If you ask a college basketball fan to name the best squads of all time, chances are you'll hear some of the same names: the 1975-76 Indiana Hoosiers, the 1990-91 Duke Blue Devils, the 1966-67 UCLA Bruins.
Somewhat forgotten to younger basketball aficionados, though, are the 1949-50 City College of New York Beavers, who became the first and only team to win both the National Invitation Tournament and the NCAA Tournament.
As Matthew Goodman writes in his wonderful new book, The City Game, there's a reason for that: The team's championships were overshadowed by a point-shaving scandal that engulfed not just CCNY but also several other schools across the nation in the early 1950s. Goodman's book is a fascinating look at a team full of talented young men who torpedoed their careers because they were unable to resist the lure of easy money.
The CCNY Beavers were, by all accounts, a remarkable team. They "operated something like a five-man jazz combo, with each player improvising off a few basic patterns ... together creating something fast and complex and unpredictable," Goodman writes, benefitting from the coaching of basketball legend Nat Holman and assistant coach Bobby Sand. They were also a diverse team in an era when racism and anti-Semitism ran rampant: The team was composed of 11 Jewish players and four African Americans; all of them were the children of immigrants.
While the players were unquestionably thrilled to get the chance to play for "the working-class Harvard," there was still an air of resentment on the part of the students. Many chafed against Holman, an "arrogant and aloof" man who routinely verbally abused his players, Goodman writes. And the students weren't happy that they were made to do their own laundry on road trips while their coaches opted for dry-cleaning and fancy steak dinners.
So it wasn't surprising when some of the team's players were lured into a point-shaving operation. Point-shaving involves players deliberately missing shots and blocks in order to keep the point margin below the spread; basketball, where the scores are typically high and the pace of the game is fast, is more prone to point-shaving than other sports. "An athlete whose long-honed competitive nature would recoil at the prospect of intentionally losing a game might have less resistance to creating a smaller margin of victory," Goodman notes.
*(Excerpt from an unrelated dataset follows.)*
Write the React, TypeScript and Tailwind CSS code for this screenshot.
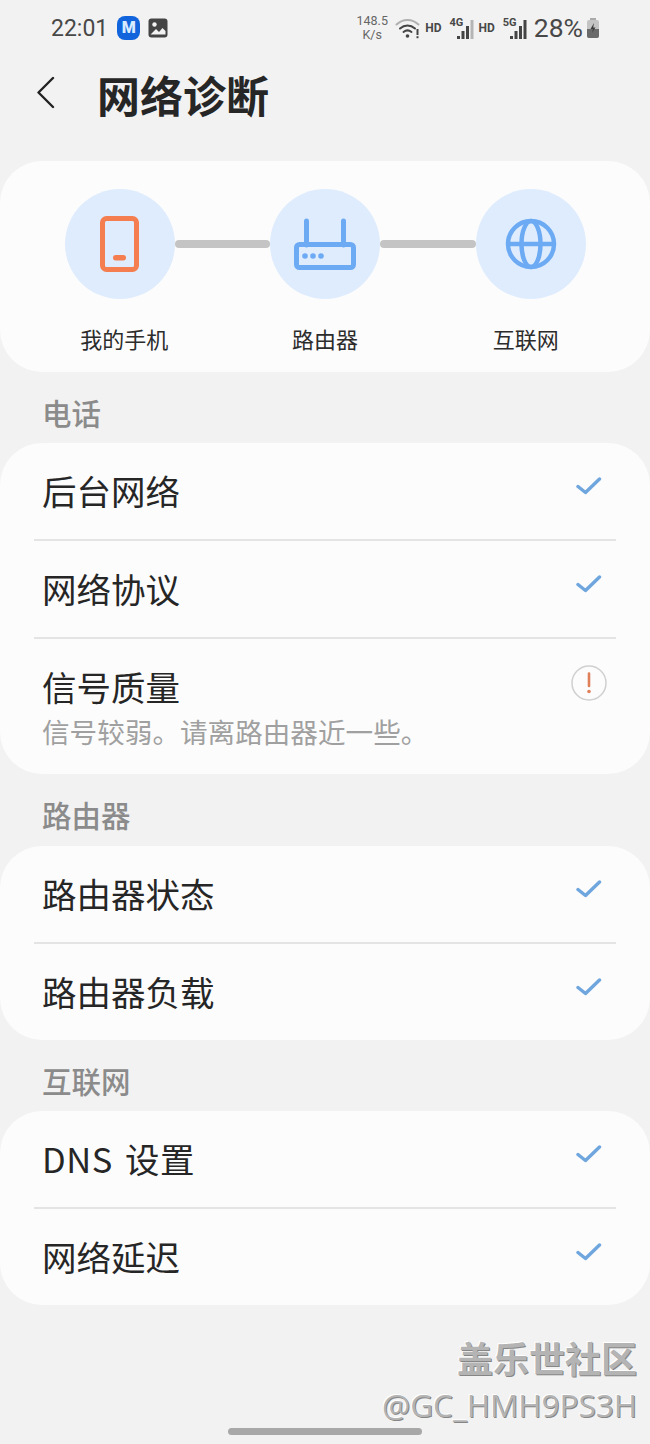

For some of the players — "not all of them poor but none of them rich" — it proved irresistible. Some longed to support their families living in overcrowded tenements; others were drawn into the scheme by peer pressure: "I wanted the guys to like me," explained Irwin Dambrot, a small forward on the team.
Unfortunately for the Beavers, the point-shaving plot happened to occur at the same time as another gambling scandal, one that would eventually bring down New York Mayor William O'Dwyer. The city's district attorneys became obsessed with finding and prosecuting bookmakers, and it wasn't long before they discovered that college players were routinely shaving points. CCNY got hit particularly hard: "The entire starting five of the City College double-championship squad had now been arrested, along with the top two reserves," Goodman writes. "The shame of the team was complete."
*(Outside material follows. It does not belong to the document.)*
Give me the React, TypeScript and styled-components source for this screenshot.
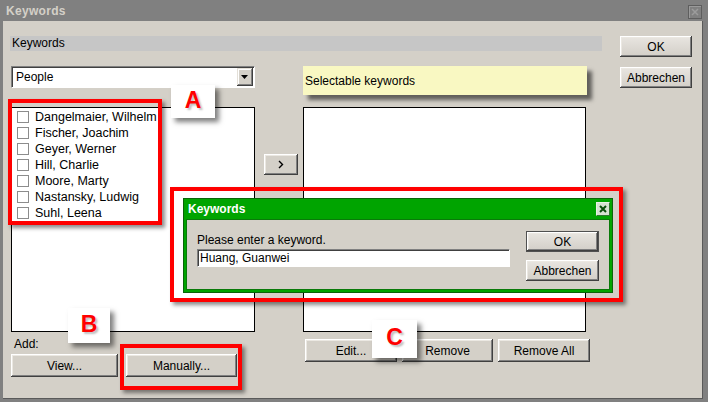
import React from 'react';
import styled, { createGlobalStyle } from 'styled-components';

const GlobalStyle = createGlobalStyle`
  html, body {
    margin: 0;
    padding: 0;
    background: #808080;
  }
  body {
    font-family: "Liberation Sans", Arial, sans-serif;
    font-size: 12px;
    color: #000;
  }
`;

const Window = styled.div`
  position: relative;
  width: 708px;
  height: 402px;
  box-sizing: border-box;
  padding: 0 5px 3px 3px;
  background: #808080;
  display: flex;
  flex-direction: column;
  overflow: hidden;
`;

const TitleBar = styled.div`
  height: 21px;
  display: flex;
  align-items: center;
  justify-content: space-between;
  padding: 0 1px 0 3px;
  color: #d4d0c8;
  font-weight: bold;
  font-size: 12px;
  letter-spacing: 0.3px;
`;

const GreyClose = styled.div`
  width: 14px;
  height: 14px;
  box-sizing: border-box;
  margin-top: 3px;
  border: 1px solid #5e5e5e;
  box-shadow: inset 1px 1px #9a9a9a;
  display: flex;
  align-items: center;
  justify-content: center;
`;

const Body = styled.div`
  flex: 1;
  display: flex;
  padding: 15px 0 0 7px;
  background: #d4d0c8;
  border-right: 1px solid #5a5a5a;
  border-bottom: 1px solid #5a5a5a;
`;

const Main = styled.div`
  width: 592px;
  display: flex;
  flex-direction: column;
`;

const LabelBar = styled.div`
  height: 15px;
  line-height: 15px;
  padding-left: 2px;
  background: #c6c6c6;
`;

const Grid = styled.div`
  margin: 15px 0 0 1px;
  display: grid;
  grid-template-columns: 244px 48px 283px;
  grid-template-rows: 41px 225px auto;
`;

const Dropdown = styled.div`
  height: 22px;
  box-sizing: border-box;
  background: #fff;
  border-top: 1px solid #808080;
  border-left: 1px solid #808080;
  border-right: 1px solid #fff;
  border-bottom: 1px solid #fff;
  box-shadow: inset 1px 1px #404040;
  display: flex;
  align-items: center;
  padding: 1px 1px 1px 4px;
`;

const DropdownText = styled.span`
  flex: 1;
`;

const ArrowButton = styled.div`
  width: 16px;
  height: 18px;
  box-sizing: border-box;
  background: #d4d0c8;
  box-shadow: inset -1px -1px #404040, inset 1px 1px #e4e0d8, inset -2px -2px #808080, inset 2px 2px #fff;
  display: flex;
  align-items: center;
  justify-content: center;
`;

const NoteLabel = styled.div`
  width: 284px;
  height: 29px;
  box-sizing: border-box;
  padding-left: 2px;
  background: #f9f8c2;
  display: flex;
  align-items: center;
  box-shadow: 5px 5px 4px rgba(0, 0, 0, 0.55);
`;

const ListBox = styled.div`
  box-sizing: border-box;
  background: #fff;
  border: 1px solid #000;
  padding-top: 1px;
`;

const ItemRow = styled.div`
  height: 16px;
  display: flex;
  align-items: center;
  padding-left: 5px;
  white-space: nowrap;
  font-size: 12.5px;
`;

const Check = styled.span`
  width: 12px;
  height: 12px;
  box-sizing: border-box;
  border: 1px solid #8c8c8c;
  background: #fff;
  margin-right: 6px;
  flex-shrink: 0;
`;

const MiddleCol = styled.div`
  padding: 47px 0 0 9px;
`;

const Button = styled.button<{ $w: number; $h?: number; $shiny?: boolean; $default?: boolean }>`
  width: ${(p) => p.$w}px;
  height: ${(p) => p.$h ?? 23}px;
  flex-shrink: 0;
  box-sizing: border-box;
  padding: 0;
  font-family: "Liberation Sans", Arial, sans-serif;
  font-size: 12px;
  color: #000;
  border: ${(p) => (p.$default ? '1px solid #505050' : 'none')};
  background: ${(p) => (p.$shiny ? 'linear-gradient(#e9e6e1, #d2cec7)' : '#d4d0c8')};
  box-shadow: inset -1px -1px #404040, inset 1px 1px #fff, inset -2px -2px #808080, inset 2px 2px #ebe8e2;
  display: flex;
  align-items: center;
  justify-content: center;
`;

const AddBlock = styled.div`
  display: flex;
  flex-direction: column;
`;

const AddLabel = styled.div`
  height: 14px;
  line-height: 14px;
  margin: 5px 0 3px 3px;
`;

const ButtonRow = styled.div<{ $gap: number }>`
  display: flex;
  gap: ${(p) => p.$gap}px;
`;

const RightButtons = styled(ButtonRow)`
  grid-column: 3;
  margin: 7px 0 0 2px;
`;

const Side = styled.div`
  margin-left: 18px;
  display: flex;
  flex-direction: column;
  gap: 10px;
`;

/* annotations lying over the screenshot */

const Highlight = styled.div<{ $x: number; $y: number; $w: number; $h: number }>`
  position: absolute;
  left: ${(p) => p.$x}px;
  top: ${(p) => p.$y}px;
  width: ${(p) => p.$w}px;
  height: ${(p) => p.$h}px;
  box-sizing: border-box;
  border: 4px solid #ff0000;
  box-shadow: 3px 3px 4px rgba(0, 0, 0, 0.45);
`;

const DialogFrame = styled(Highlight)`
  padding: 7px 6px 5px 9px;
`;

const Tag = styled.div<{ $x: number; $y: number; $w: number; $h: number }>`
  position: absolute;
  left: ${(p) => p.$x}px;
  top: ${(p) => p.$y}px;
  width: ${(p) => p.$w}px;
  height: ${(p) => p.$h}px;
  background: #fff;
  box-shadow: 4px 4px 5px rgba(0, 0, 0, 0.5);
  display: flex;
  align-items: center;
  justify-content: center;
  padding-bottom: 3px;
  box-sizing: border-box;
  color: #ff0000;
  font-family: "Liberation Sans", Arial, sans-serif;
  font-weight: bold;
  font-size: 23px;
  text-shadow: 2px 2px 2px rgba(0, 0, 0, 0.25);
`;

const Dialog = styled.div`
  height: 100%;
  box-sizing: border-box;
  border: 1px solid #0a640a;
  background: #00a400;
  padding: 0 2px 2px 2px;
  display: flex;
  flex-direction: column;
`;

const DialogTitle = styled.div`
  height: 20px;
  display: flex;
  align-items: center;
  justify-content: space-between;
  padding: 0 0 0 2px;
  color: #fff;
  font-weight: bold;
  font-size: 12px;
`;

const GreenClose = styled.div`
  width: 14px;
  height: 14px;
  box-sizing: border-box;
  background: #d6e2d2;
  border: 1px solid #e8f2e4;
  border-right-color: #2f7a2f;
  border-bottom-color: #2f7a2f;
  display: flex;
  align-items: center;
  justify-content: center;
`;

const DialogBody = styled.div`
  flex: 1;
  background: #d4d0c8;
  border: 1px solid #0a7a0a;
  display: flex;
  padding: 11px 0 0 10px;
  gap: 16px;
`;

const Prompt = styled.div`
  display: flex;
  flex-direction: column;
  padding-top: 2px;
`;

const PromptText = styled.div`
  height: 14px;
  line-height: 14px;
  margin-bottom: 2px;
`;

const TextInput = styled.div`
  width: 313px;
  height: 18px;
  box-sizing: border-box;
  background: #fff;
  border-top: 1px solid #808080;
  border-left: 1px solid #808080;
  border-right: 1px solid #fff;
  border-bottom: 1px solid #fff;
  box-shadow: inset 1px 1px #404040;
  padding-left: 2px;
  display: flex;
  align-items: center;
`;

const DialogButtons = styled.div`
  display: flex;
  flex-direction: column;
  gap: 8px;
`;

const people = [
  'Dangelmaier, Wilhelm',
  'Fischer, Joachim',
  'Geyer, Werner',
  'Hill, Charlie',
  'Moore, Marty',
  'Nastansky, Ludwig',
  'Suhl, Leena',
];

const App: React.FC = () => (
  <>
    <GlobalStyle />
    <Window>
      <TitleBar>
        <span>Keywords</span>
        <GreyClose>
          <svg width="8" height="8" viewBox="0 0 8 8">
            <path d="M1 1 L7 7 M7 1 L1 7" stroke="#9c9c9c" strokeWidth="1.5" />
          </svg>
        </GreyClose>
      </TitleBar>
      <Body>
        <Main>
          <LabelBar>Keywords</LabelBar>
          <Grid>
            <Dropdown>
              <DropdownText>People</DropdownText>
              <ArrowButton>
                <svg width="8" height="5" viewBox="0 0 8 5">
                  <path d="M0 0 H7 L3.5 4 Z" fill="#000" />
                </svg>
              </ArrowButton>
            </Dropdown>
            <div />
            <NoteLabel>Selectable keywords</NoteLabel>

            <ListBox>
              {people.map((name) => (
                <ItemRow key={name}>
                  <Check />
                  {name}
                </ItemRow>
              ))}
            </ListBox>
            <MiddleCol>
              <Button $w={34} $h={21}>
                <svg width="6" height="9" viewBox="0 0 6 9">
                  <path d="M1 1 L4.5 4.5 L1 8" stroke="#000" strokeWidth="1.4" fill="none" />
                </svg>
              </Button>
            </MiddleCol>
            <ListBox />

            <AddBlock>
              <AddLabel>Add:</AddLabel>
              <ButtonRow $gap={8}>
                <Button $w={107}>View...</Button>
                <Button $w={111}>Manually...</Button>
              </ButtonRow>
            </AddBlock>
            <RightButtons $gap={5}>
              <Button $w={92}>Edit...</Button>
              <Button $w={91}>Remove</Button>
              <Button $w={92}>Remove All</Button>
            </RightButtons>
          </Grid>
        </Main>
        <Side>
          <Button $w={72} $h={21} $shiny>OK</Button>
          <Button $w={72} $h={21} $shiny>Abbrechen</Button>
        </Side>
      </Body>

      <Highlight $x={8} $y={99} $w={154} $h={126} />
      <Tag $x={171} $y={85} $w={44} $h={33}>A</Tag>

      <DialogFrame $x={170} $y={187} $w={453} $h={115}>
        <Dialog>
          <DialogTitle>
            <span>Keywords</span>
            <GreenClose>
              <svg width="8" height="8" viewBox="0 0 8 8">
                <path d="M1 1 L7 7 M7 1 L1 7" stroke="#0b4d0b" strokeWidth="2" />
              </svg>
            </GreenClose>
          </DialogTitle>
          <DialogBody>
            <Prompt>
              <PromptText>Please enter a keyword.</PromptText>
              <TextInput>Huang, Guanwei</TextInput>
            </Prompt>
            <DialogButtons>
              <Button $w={73} $h={21} $shiny $default>OK</Button>
              <Button $w={73} $h={21} $shiny>Abbrechen</Button>
            </DialogButtons>
          </DialogBody>
        </Dialog>
      </DialogFrame>

      <Highlight $x={120} $y={344} $w={122} $h={46} />
      <Tag $x={68} $y={308} $w={42} $h={35}>B</Tag>
      <Tag $x={372} $y={320} $w={45} $h={38}>C</Tag>
    </Window>
  </>
);

export default App;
Goodman's book is at once a history of the CCNY team's remarkable championship season (and the less remarkable one after that) as well as a close look at organized crime and police corruption in post-WWII New York. Goodman does a wonderful job recounting the Beavers' games — fans of the game will find much to love in his play-by-play descriptions of CCNY's march to the championships, but you don't need to be a hardcore basketball fan to keep up.
He also proves to be excellent at providing historical context for the scandal. College basketball was huge in post-war New York; CCNY regularly played their games at Madison Square Garden, selling out the venue routinely. The background makes the fallout from the players' arrests all the more heartbreaking: Students, Goodman writes, "would no longer flock to the Garden to watch their team play; everyone understood that this portion of their lives, and of the life of their school, had come to an end."
Goodman follows the students in the years after the scandal: "They lived with dignity but also with a lingering sense of shame and anger and frustration. Their story, they always believed, was far larger than they were." Some did end up finding deliverance: Floyd Layne, the Beavers' remarkable shooting guard, never got to play in the NBA, but did eventually become the first African American to serve as CCNY's head basketball coach. Goodman doesn't let the players off the hook, but writes about them with a real sympathy: They were essentially kids who paid a harsh price for making admittedly poor decisions, he argues.
The CCNY point-shaving scandal remains, decades after it happened, a heartbreaking story of venality, and Goodman turns out to be the perfect author to tell it. The City Game is a gripping history of one of college basketball's darkest moments, an all too human tale of young people blowing up their futures in a misguided attempt to make good.